Otra etapa: nos dimos cuenta de que ya no podía estar sola.

Al poco tiempo mi madre ya no tenía funciones motrices ni lenguaje fluido y no sabía quién era yo, ni mis hermanos ni mi padre.

Pero no nos había olvidado. Porque en sus pocos gestos, en su apretón de manos o en su leve sonrisa al vernos llegar sabía que éramos personas a las que quería. Todavía quedaba algo, pero nadie sabía cómo sobrellevar, qué responder, cómo actuar.

Mientras tanto, no tenía información. No sabía qué seguía. Todos, a nuestra manera, intentamos hacer cosas pero no teníamos el camino claro.

Y en mi casa, de clase media baja, pagar la estadía en un residencial era prácticamente imposible. Entonces acudí al Ministerio de Desarrollo Social para que pudiera acceder al Sistema de Cuidados.

“Se cubren todos los días, dos horas por día”, me respondieron. ¿Cómo íbamos a salir a trabajar ocho horas? ¿Cómo iba a seguir estudiando?

Entonces, un centro de la Intendencia de Montevideo para que hiciera actividades durante el día. ¿Quién la iba a llevar e ir a buscar si no estábamos?

Conseguimos un residencial chiquito que quedaba a cuatro cuadras de su casa, donde podíamos tener más control. Cuando armamos su valija con ropa, sábanas y toallas no pensamos que ese equipaje era solo de ida. Son cosas que uno no se quiere plantear.

No sabía cuál era el próximo paso, nadie me enseñó cómo se gestionan las cosas prácticas –hasta el tipo de cama y sofá que son necesarios para el bienestar–, no supe no desesperarme y que el dolor no me dejara pensar con claridad, nadie me enseñó a bailar con el proceso, nadie me dijo que la enfermedad no solo la tenía mi madre, sino que de alguna forma, la teníamos todos nosotros.

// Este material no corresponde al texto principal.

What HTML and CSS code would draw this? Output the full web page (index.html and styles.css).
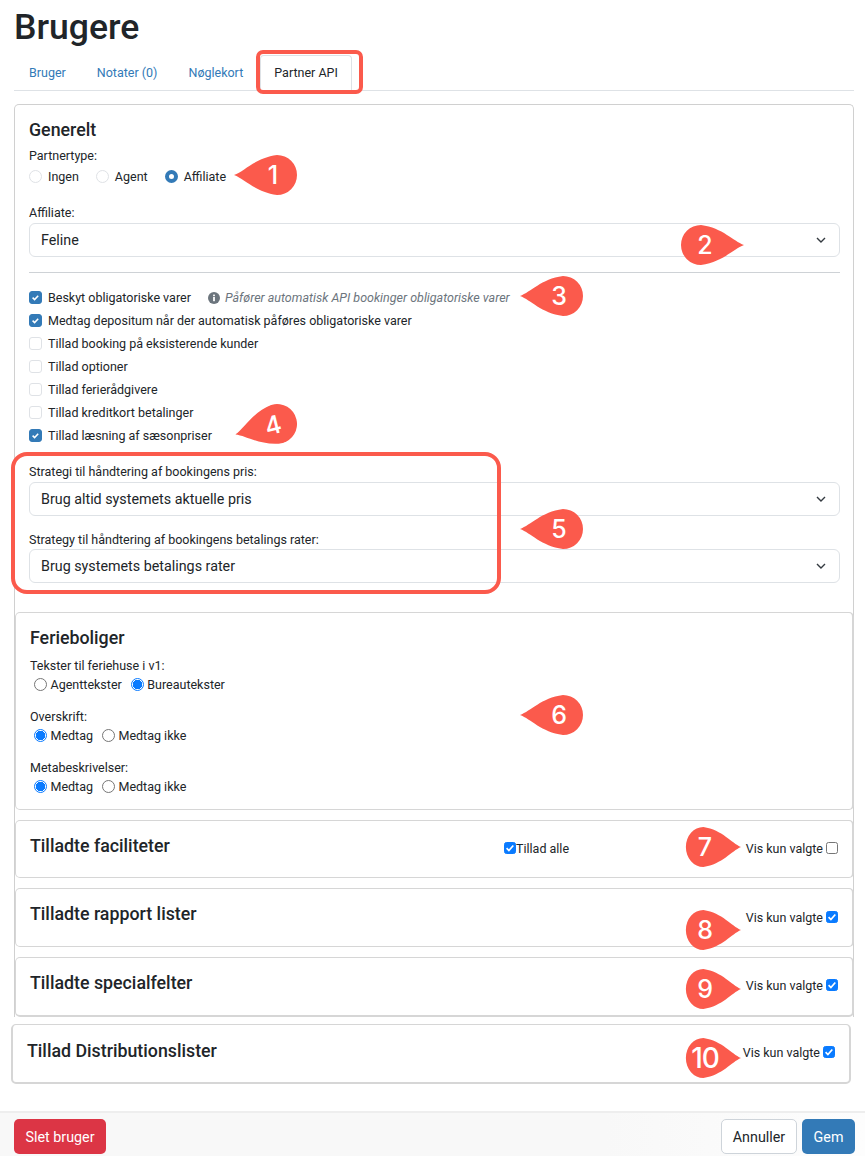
FILE: index.html
```html
<!DOCTYPE html>
<html lang="da">
<head>
<meta charset="utf-8">
<title>Brugere</title>
<link rel="stylesheet" href="styles.css">
</head>
<body>
<div class="page">
  <main class="content">
    <h1 class="page-title">Brugere</h1>
    <nav class="tabs">
      <a class="tab tab-first">Bruger</a>
      <a class="tab tab-wide">Notater (0)</a>
      <a class="tab">Nøglekort</a>
      <a class="tab tab-active">Partner API</a>
    </nav>

    <section class="panel">
      <div class="panel-body">
        <h3 class="section-title">Generelt</h3>
        <div class="field-label label-partner">Partnertype:</div>
        <div class="radio-row">
          <label class="radio-item"><input type="radio" class="fancy-radio" name="ptype">Ingen</label>
          <label class="radio-item"><input type="radio" class="fancy-radio" name="ptype">Agent</label>
          <label class="radio-item"><input type="radio" class="fancy-radio" name="ptype" checked>Affiliate</label>
        </div>
        <div class="field-label label-affiliate">Affiliate:</div>
        <div class="select"><span>Feline</span><svg class="chevron" viewBox="0 0 10 6"><path d="M1 1l4 4 4-4"/></svg></div>
        <hr class="divider">
        <div class="checks">
          <label class="check-row"><input type="checkbox" class="fancy-check" checked><span>Beskyt obligatoriske varer</span><span class="hint"><svg class="info" viewBox="0 0 12 12"><circle cx="6" cy="6" r="6"/><rect class="info-i" x="5.1" y="5" width="1.8" height="4.2"/><rect class="info-i" x="5.1" y="2.6" width="1.8" height="1.6"/></svg><em>Påfører automatisk API bookinger obligatoriske varer</em></span></label>
          <label class="check-row"><input type="checkbox" class="fancy-check" checked>Medtag depositum når der automatisk påføres obligatoriske varer</label>
          <label class="check-row"><input type="checkbox" class="fancy-check">Tillad booking på eksisterende kunder</label>
          <label class="check-row"><input type="checkbox" class="fancy-check">Tillad optioner</label>
          <label class="check-row"><input type="checkbox" class="fancy-check">Tillad ferierådgivere</label>
          <label class="check-row"><input type="checkbox" class="fancy-check">Tillad kreditkort betalinger</label>
          <label class="check-row"><input type="checkbox" class="fancy-check" checked>Tillad læsning af sæsonpriser</label>
        </div>
        <div class="field-label label-strategy">Strategi til håndtering af bookingens pris:</div>
        <div class="select select-tight"><span>Brug altid systemets aktuelle pris</span><svg class="chevron" viewBox="0 0 10 6"><path d="M1 1l4 4 4-4"/></svg></div>
        <div class="field-label label-rates">Strategy til håndtering af bookingens betalings rater:</div>
        <div class="select select-rates"><span>Brug systemets betalings rater</span><svg class="chevron" viewBox="0 0 10 6"><path d="M1 1l4 4 4-4"/></svg></div>

        <section class="subcard subcard-ferie">
          <h3 class="section-title">Ferieboliger</h3>
          <div class="field-label label-texts">Tekster til feriehuse i v1:</div>
          <div class="native-row">
            <label class="native-item"><input type="radio" class="plain-radio" name="t1">Agenttekster</label>
            <label class="native-item"><input type="radio" class="plain-radio" name="t1" checked>Bureautekster</label>
          </div>
          <div class="field-label label-next">Overskrift:</div>
          <div class="native-row">
            <label class="native-item"><input type="radio" class="plain-radio" name="t2" checked>Medtag</label>
            <label class="native-item"><input type="radio" class="plain-radio" name="t2">Medtag ikke</label>
          </div>
          <div class="field-label label-next">Metabeskrivelser:</div>
          <div class="native-row">
            <label class="native-item"><input type="radio" class="plain-radio" name="t3" checked>Medtag</label>
            <label class="native-item"><input type="radio" class="plain-radio" name="t3">Medtag ikke</label>
          </div>
        </section>

        <section class="subcard list-card list-facil">
          <h3 class="list-title">Tilladte faciliteter</h3>
          <label class="allow-all"><input type="checkbox" class="plain-check" checked>Tillad alle</label>
          <label class="only-selected"><span>Vis kun valgte</span><input type="checkbox" class="plain-check"></label>
        </section>
        <section class="subcard list-card list-rapport">
          <h3 class="list-title">Tilladte rapport lister</h3>
          <span></span>
          <label class="only-selected"><span>Vis kun valgte</span><input type="checkbox" class="plain-check" checked></label>
        </section>
        <section class="subcard list-card list-special">
          <h3 class="list-title">Tilladte specialfelter</h3>
          <span></span>
          <label class="only-selected"><span>Vis kun valgte</span><input type="checkbox" class="plain-check" checked></label>
        </section>
      </div>
    </section>

    <section class="subcard list-card list-distribution">
      <h3 class="list-title">Tillad Distributionslister</h3>
      <span></span>
      <label class="only-selected"><span>Vis kun valgte</span><input type="checkbox" class="plain-check" checked></label>
    </section>
  </main>

  <footer class="footer">
    <button class="btn btn-danger">Slet bruger</button>
    <div class="footer-right">
      <button class="btn btn-light">Annuller</button>
      <button class="btn btn-primary">Gem</button>
    </div>
  </footer>

  <div class="mark mark-tab"></div>
  <div class="mark mark-strategy"></div>

  <div class="pin pin-1"><svg viewBox="0 0 64 40" preserveAspectRatio="none"><path d="M0 20C11 16 21 3 43 0a20 20 0 0 1 0 40C21 37 11 24 0 20Z"/></svg><span>1</span></div>
  <div class="pin pin-2 pin-right"><svg viewBox="0 0 64 40" preserveAspectRatio="none"><path d="M0 20C11 16 21 3 43 0a20 20 0 0 1 0 40C21 37 11 24 0 20Z"/></svg><span>2</span></div>
  <div class="pin pin-3"><svg viewBox="0 0 64 40" preserveAspectRatio="none"><path d="M0 20C11 16 21 3 43 0a20 20 0 0 1 0 40C21 37 11 24 0 20Z"/></svg><span>3</span></div>
  <div class="pin pin-4"><svg viewBox="0 0 64 40" preserveAspectRatio="none"><path d="M0 20C11 16 21 3 43 0a20 20 0 0 1 0 40C21 37 11 24 0 20Z"/></svg><span>4</span></div>
  <div class="pin pin-5"><svg viewBox="0 0 64 40" preserveAspectRatio="none"><path d="M0 20C11 16 21 3 43 0a20 20 0 0 1 0 40C21 37 11 24 0 20Z"/></svg><span>5</span></div>
  <div class="pin pin-6"><svg viewBox="0 0 64 40" preserveAspectRatio="none"><path d="M0 20C11 16 21 3 43 0a20 20 0 0 1 0 40C21 37 11 24 0 20Z"/></svg><span>6</span></div>
  <div class="pin pin-7 pin-right pin-short"><svg viewBox="0 0 64 40" preserveAspectRatio="none"><path d="M0 20C11 16 21 3 43 0a20 20 0 0 1 0 40C21 37 11 24 0 20Z"/></svg><span>7</span></div>
  <div class="pin pin-8 pin-right pin-short"><svg viewBox="0 0 64 40" preserveAspectRatio="none"><path d="M0 20C11 16 21 3 43 0a20 20 0 0 1 0 40C21 37 11 24 0 20Z"/></svg><span>8</span></div>
  <div class="pin pin-9 pin-right pin-short"><svg viewBox="0 0 64 40" preserveAspectRatio="none"><path d="M0 20C11 16 21 3 43 0a20 20 0 0 1 0 40C21 37 11 24 0 20Z"/></svg><span>9</span></div>
  <div class="pin pin-10 pin-right pin-short"><svg viewBox="0 0 64 40" preserveAspectRatio="none"><path d="M0 20C11 16 21 3 43 0a20 20 0 0 1 0 40C21 37 11 24 0 20Z"/></svg><span>10</span></div>
</div>
</body>
</html>
```
FILE: styles.css
```css
* { box-sizing: border-box; }
html, body { margin: 0; padding: 0; background: #fff; }
body { font-family: Roboto, "Liberation Sans", sans-serif; font-size: 12.5px; color: #212529; }

.page { position: relative; width: 865px; height: 1156px; overflow: hidden; display: flex; flex-direction: column; }
.content { flex: 1; padding: 0 11px 0 14px; }

.page-title { margin: 0; font-size: 35.6px; font-weight: 500; line-height: 54px; }

.tabs { display: flex; height: 37px; border-bottom: 1px solid #dee2e6; }
.tab { color: #337ab7; padding: 0 14px; line-height: 36px; border: 1px solid transparent; border-bottom: 0; }
.tab-first { padding-right: 15px; }
.tab-wide { padding-right: 15px; }
.tab-active { color: #212529; background: #fff; border-color: #dee2e6; border-radius: 4px 4px 0 0; width: 92px; height: 36px; margin-top: 1px; margin-left: 2px; padding: 0 0 0 13px; line-height: 34px; }

.panel { margin-top: 13px; height: 913px; border: 1px solid #d0d0d0; border-bottom: 0; border-radius: 5px 5px 0 0; }
.panel-body { padding: 15px 0 0 14px; }

.section-title { margin: 0; font-size: 17.8px; font-weight: 500; line-height: 20px; }

.field-label { line-height: 16px; }
.label-partner { margin-top: 8px; }
.label-affiliate { margin-top: 21px; }
.label-strategy { margin-top: 17px; }
.label-rates { margin-top: 16px; }
.label-texts { margin-top: 10px; }
.label-next { margin-top: 17px; }

.radio-row { display: flex; margin-top: 4px; height: 16px; align-items: center; }
.radio-item { display: flex; align-items: center; margin-right: 17px; }
.fancy-radio { appearance: none; width: 13px; height: 13px; margin: 0 6px 0 0; border: 1px solid #dfe2e6; border-radius: 50%; background: #fff; }
.fancy-radio:checked { border: 4px solid #337ab7; }

.select { display: flex; align-items: center; justify-content: space-between; width: 811px; height: 34px; margin-top: 2px; padding: 0 13px 0 11px; border: 1px solid #dee2e6; border-radius: 6px; font-size: 14.3px; background: #fff; }
.select-tight { margin-top: 2px; }
.select-rates { margin-top: 1px; }
.chevron { width: 10px; height: 6px; fill: none; stroke: #343a40; stroke-width: 1.4; }

.divider { width: 811px; margin: 15px 0 0; border: 0; border-top: 1px solid #ced2d6; }

.checks { margin-top: 13px; }
.check-row { display: flex; align-items: center; height: 23px; white-space: nowrap; }
.fancy-check { appearance: none; flex: none; width: 13px; height: 13px; margin: 0 6px 0 0; border: 1px solid #dfe2e6; border-radius: 3px; background: #fff; }
.fancy-check:checked { border-color: #337ab7; background: #337ab7 url("data:image/svg+xml,%3Csvg xmlns='http://www.w3.org/2000/svg' viewBox='0 0 13 13'%3E%3Cpath d='M3.6 6.6l2 2 3.6-3.8' fill='none' stroke='%23fff' stroke-width='1.5'/%3E%3C/svg%3E") center / 13px 13px no-repeat; }
.hint { display: inline-flex; align-items: center; margin-left: 17px; color: #6c757d; }
.hint em { font-style: italic; }
.info { width: 12px; height: 12px; margin-right: 5px; fill: #6c757d; }
.info-i { fill: #fff; }

.subcard { background: #fff; border: 1px solid #d6d6d6; border-radius: 5px; }
.subcard-ferie { width: 839px; height: 198px; margin: 29px 0 0 -14px; padding: 15px 14px 0; border-right-width: 2px; }

.native-row { display: flex; height: 16px; margin-top: 2px; padding-left: 4px; align-items: center; }
.native-item { display: flex; align-items: center; margin-right: 9px; }
.plain-radio { appearance: none; width: 13px; height: 13px; margin: 0 3.5px 0 0; border: 1px solid #767676; border-radius: 50%; background: #fff; }
.plain-radio:checked { border: 1px solid #0a7bff; background: radial-gradient(circle, #0a7bff 0 4.6px, #fff 5px); }

.list-card { display: grid; grid-template-columns: 474px 1fr auto; padding: 14px 14px 0; align-items: start; }
.list-facil { width: 839px; height: 58px; margin: 10px 0 0 -14px; border-right-width: 2px; }
.list-rapport { width: 839px; height: 59px; margin: 10px 0 0 -14px; border-right-width: 2px; }
.list-special { width: 839px; height: 60px; margin: 10px 0 0 -14px; border-right-width: 2px; border-bottom-width: 2px; }
.list-distribution { width: 840px; height: 60px; margin: 7px 0 0 -3px; padding-top: 15px; border-left-width: 2px; border-right-width: 2px; border-bottom-width: 2px; }

.list-title { margin: 0; font-size: 17.8px; font-weight: 500; line-height: 22px; white-space: nowrap; }
.allow-all { display: flex; align-items: center; height: 16px; margin-top: 5px; }
.only-selected { display: flex; align-items: center; gap: 3px; height: 16px; margin-top: 5px; white-space: nowrap; }
.list-rapport .only-selected { margin-top: 6px; }
.list-distribution .only-selected { margin-top: 4px; }
.plain-check { appearance: none; flex: none; width: 12px; height: 12px; margin: 0; border: 1px solid #767676; border-radius: 2.5px; background: #fff; }
.plain-check:checked { border-color: #0a7bff; background: #0a7bff url("data:image/svg+xml,%3Csvg xmlns='http://www.w3.org/2000/svg' viewBox='0 0 12 12'%3E%3Cpath d='M2.6 6.2l2.3 2.3 4.4-5' fill='none' stroke='%23fff' stroke-width='1.7'/%3E%3C/svg%3E") center / 12px 12px no-repeat; }

.footer { display: flex; justify-content: space-between; height: 45px; padding: 6px 10px 0 14px; background: linear-gradient(90deg, #f8f8f8 70%, #fdfdfd 100%); border-top: 2px solid #eeeeee; }
.footer-right { display: flex; gap: 5px; }
.btn { height: 35px; border: 1px solid transparent; border-radius: 5px; font: 14.3px Roboto, "Liberation Sans", sans-serif; padding: 0; }
.btn-danger { width: 92px; background: #dc3545; color: #fff; }
.btn-light { width: 76px; background: #fff; border-color: #ced4da; color: #212529; }
.btn-primary { width: 53px; background: #337ab7; color: #fff; }

.mark { position: absolute; border: 4px solid #fb5a4c; }
.mark-tab { left: 256px; top: 50px; width: 107px; height: 44px; border-radius: 7px; }
.mark-strategy { left: 11px; top: 452px; width: 490px; height: 142px; border-radius: 16px; }

.pin { position: absolute; width: 64px; height: 40px; }
.pin svg { display: block; width: 64px; height: 40px; fill: #fb5a4c; }
.pin span { position: absolute; left: 19px; top: 0; width: 40px; text-align: center; color: #fff; font: 500 25px/40px Inter, "Liberation Sans", sans-serif; }
.pin-right svg { transform: rotate(180deg); }
.pin-right span { left: 5px; }
.pin-short { width: 56px; }
.pin-short svg { width: 56px; }
.pin-short span { left: 0; }
.pin-1 { left: 234px; top: 155px; }
.pin-2 { left: 680px; top: 225px; }
.pin-3 { left: 520px; top: 276px; }
.pin-4 { left: 234px; top: 404px; transform: rotate(-14deg); transform-origin: 43px 20px; }
.pin-5 { left: 520px; top: 509px; }
.pin-6 { left: 520px; top: 695px; }
.pin-7 { left: 685px; top: 827px; }
.pin-8 { left: 685px; top: 910px; }
.pin-9 { left: 685px; top: 969px; }
.pin-10 { left: 685px; top: 1038px; }
.pin-10 span { font-size: 28px; letter-spacing: -1px; }
```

Que no importa cuánta formación tenga la familia, qué tan inteligentes sean, qué tantos recursos tengan –o no– para que sea necesario que personas con conocimiento en la enfermedad nos expliquen dónde estamos parados, qué necesita nuestro familiar, qué tenemos que hacer por nosotros mismos.

Que nos empoderen con información.

Los artículos que circulan en internet y en los medios son bienintencionados, pero cada persona vive procesos distintos y es necesario que la familia tenga información personalizada, acompañamiento, apoyo psicológico, médico, paliativo, medidas de prevención.

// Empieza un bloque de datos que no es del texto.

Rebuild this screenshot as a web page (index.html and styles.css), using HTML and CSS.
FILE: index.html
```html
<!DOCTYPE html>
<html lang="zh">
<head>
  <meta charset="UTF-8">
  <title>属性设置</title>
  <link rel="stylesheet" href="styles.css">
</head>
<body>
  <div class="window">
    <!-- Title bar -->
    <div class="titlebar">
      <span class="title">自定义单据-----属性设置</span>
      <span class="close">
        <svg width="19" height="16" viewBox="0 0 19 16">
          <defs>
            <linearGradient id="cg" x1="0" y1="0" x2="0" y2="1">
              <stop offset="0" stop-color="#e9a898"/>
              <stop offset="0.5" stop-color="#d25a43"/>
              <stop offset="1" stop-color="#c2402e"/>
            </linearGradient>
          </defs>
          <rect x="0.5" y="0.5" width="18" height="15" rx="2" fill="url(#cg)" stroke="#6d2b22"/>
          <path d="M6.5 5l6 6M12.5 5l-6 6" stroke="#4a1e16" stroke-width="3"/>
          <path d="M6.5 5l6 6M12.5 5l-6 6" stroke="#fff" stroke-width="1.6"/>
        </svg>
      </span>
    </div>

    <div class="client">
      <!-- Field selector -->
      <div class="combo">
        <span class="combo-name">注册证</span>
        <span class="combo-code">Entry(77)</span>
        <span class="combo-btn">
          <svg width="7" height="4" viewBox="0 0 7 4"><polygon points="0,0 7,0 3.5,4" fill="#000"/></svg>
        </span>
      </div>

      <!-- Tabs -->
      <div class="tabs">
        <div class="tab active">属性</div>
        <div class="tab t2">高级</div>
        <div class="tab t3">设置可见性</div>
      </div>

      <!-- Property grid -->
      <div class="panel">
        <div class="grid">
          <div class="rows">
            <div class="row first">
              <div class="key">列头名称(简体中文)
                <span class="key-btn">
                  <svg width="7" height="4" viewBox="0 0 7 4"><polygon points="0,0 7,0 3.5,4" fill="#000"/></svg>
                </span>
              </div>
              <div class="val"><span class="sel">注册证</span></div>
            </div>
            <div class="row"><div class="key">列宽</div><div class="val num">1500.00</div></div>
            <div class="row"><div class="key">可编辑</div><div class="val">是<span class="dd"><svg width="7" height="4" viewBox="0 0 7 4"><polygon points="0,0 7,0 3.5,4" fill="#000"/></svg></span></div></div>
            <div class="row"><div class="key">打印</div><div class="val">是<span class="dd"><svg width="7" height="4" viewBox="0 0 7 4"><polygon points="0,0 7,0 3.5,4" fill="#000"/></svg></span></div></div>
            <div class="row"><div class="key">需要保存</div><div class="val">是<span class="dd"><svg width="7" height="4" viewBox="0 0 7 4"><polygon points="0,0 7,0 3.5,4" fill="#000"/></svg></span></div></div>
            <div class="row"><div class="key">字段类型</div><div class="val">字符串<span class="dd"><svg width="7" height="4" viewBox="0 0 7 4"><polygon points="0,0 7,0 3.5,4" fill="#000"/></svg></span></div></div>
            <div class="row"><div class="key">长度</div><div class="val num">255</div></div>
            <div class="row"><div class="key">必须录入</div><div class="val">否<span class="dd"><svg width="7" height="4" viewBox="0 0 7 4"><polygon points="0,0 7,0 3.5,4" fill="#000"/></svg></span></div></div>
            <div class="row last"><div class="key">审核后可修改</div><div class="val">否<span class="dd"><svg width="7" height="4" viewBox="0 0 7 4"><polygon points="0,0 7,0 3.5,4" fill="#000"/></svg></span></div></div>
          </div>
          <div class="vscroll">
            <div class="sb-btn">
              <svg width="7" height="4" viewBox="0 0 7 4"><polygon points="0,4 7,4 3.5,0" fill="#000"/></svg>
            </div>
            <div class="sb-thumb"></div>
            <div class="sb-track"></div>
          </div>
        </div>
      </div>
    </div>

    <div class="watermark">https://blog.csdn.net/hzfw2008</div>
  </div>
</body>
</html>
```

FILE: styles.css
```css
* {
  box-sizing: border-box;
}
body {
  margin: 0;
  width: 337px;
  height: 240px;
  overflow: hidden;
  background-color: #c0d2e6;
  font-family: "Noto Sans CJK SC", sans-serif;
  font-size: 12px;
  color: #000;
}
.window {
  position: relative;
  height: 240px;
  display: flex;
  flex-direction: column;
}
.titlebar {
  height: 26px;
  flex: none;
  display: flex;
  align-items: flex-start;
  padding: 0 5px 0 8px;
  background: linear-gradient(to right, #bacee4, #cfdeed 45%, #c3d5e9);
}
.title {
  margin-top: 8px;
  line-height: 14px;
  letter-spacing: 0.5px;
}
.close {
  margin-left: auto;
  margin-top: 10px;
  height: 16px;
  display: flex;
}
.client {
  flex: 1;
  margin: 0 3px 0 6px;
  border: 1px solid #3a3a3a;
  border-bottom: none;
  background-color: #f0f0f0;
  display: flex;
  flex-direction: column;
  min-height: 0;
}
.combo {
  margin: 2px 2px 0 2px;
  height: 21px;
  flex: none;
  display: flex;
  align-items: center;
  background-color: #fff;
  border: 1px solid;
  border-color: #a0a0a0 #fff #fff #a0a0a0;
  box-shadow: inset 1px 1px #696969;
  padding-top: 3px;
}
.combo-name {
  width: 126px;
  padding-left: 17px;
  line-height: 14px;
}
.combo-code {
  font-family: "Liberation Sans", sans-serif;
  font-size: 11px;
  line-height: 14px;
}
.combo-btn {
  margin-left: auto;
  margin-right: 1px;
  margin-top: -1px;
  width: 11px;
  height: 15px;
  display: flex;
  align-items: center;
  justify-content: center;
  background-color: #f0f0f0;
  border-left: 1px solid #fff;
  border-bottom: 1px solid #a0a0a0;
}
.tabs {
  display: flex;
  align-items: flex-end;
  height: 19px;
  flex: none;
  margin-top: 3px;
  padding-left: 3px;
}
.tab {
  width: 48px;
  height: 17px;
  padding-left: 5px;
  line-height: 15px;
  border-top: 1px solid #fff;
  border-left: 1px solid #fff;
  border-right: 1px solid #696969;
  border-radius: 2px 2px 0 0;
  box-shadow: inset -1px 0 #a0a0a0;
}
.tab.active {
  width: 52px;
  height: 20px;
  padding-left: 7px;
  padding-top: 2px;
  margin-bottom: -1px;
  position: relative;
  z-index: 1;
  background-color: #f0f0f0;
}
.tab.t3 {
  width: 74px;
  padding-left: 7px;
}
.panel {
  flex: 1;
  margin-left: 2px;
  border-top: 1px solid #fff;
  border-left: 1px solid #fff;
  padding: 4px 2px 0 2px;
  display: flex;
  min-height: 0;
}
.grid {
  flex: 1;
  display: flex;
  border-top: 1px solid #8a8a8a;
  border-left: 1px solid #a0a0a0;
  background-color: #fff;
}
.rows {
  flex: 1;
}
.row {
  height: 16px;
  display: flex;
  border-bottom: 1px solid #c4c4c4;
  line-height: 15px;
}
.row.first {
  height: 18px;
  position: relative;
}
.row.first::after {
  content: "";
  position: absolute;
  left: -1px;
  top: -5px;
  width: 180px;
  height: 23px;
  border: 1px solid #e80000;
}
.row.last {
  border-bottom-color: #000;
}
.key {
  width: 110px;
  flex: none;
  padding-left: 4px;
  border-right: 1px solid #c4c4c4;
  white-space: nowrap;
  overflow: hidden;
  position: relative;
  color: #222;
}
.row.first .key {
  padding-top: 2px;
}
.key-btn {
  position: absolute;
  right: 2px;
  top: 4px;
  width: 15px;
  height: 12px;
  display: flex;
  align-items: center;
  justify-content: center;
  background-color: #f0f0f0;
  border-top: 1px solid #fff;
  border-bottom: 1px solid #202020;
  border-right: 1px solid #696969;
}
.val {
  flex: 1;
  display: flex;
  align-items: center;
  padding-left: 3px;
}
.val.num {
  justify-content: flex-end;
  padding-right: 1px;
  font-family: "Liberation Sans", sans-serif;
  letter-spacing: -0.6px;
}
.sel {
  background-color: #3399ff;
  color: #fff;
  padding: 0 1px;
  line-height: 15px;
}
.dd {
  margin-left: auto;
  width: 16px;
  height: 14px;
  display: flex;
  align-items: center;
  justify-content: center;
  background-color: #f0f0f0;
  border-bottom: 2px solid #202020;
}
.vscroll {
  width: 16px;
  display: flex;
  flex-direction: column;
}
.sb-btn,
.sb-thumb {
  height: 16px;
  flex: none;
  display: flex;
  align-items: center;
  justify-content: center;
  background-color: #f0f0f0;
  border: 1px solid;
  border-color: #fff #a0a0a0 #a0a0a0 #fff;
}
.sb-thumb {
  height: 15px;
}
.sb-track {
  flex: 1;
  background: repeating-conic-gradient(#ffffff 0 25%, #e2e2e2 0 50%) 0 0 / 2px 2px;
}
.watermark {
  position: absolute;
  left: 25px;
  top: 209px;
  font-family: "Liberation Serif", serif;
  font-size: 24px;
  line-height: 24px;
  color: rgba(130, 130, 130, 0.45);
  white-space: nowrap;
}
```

Cuando ya habían pasado todas las etapas y había aprendido que cuando mi madre deliraba yo debí haberla consolado y no contradicho, cuando supe que podría haber gestionado mis emociones de una forma más sana, cuando entendí que había perdido funciones ejecutivas pero no afectivas, ya todo había pasado.

Caí tarde en lo que me pasó y tuve que enfrentar un doble duelo: aceptar la enfermedad de mi madre y su muerte. Todo al mismo tiempo. Porque me había enfermado con ella y no lo sabía. 

El Ministerio de Salud Pública estima que hay unas 50 mil personas que padecen alzhéimer en Uruguay. Cincuenta mil familias enfermas.

¿Cuántas sabrán cuál es el próximo paso?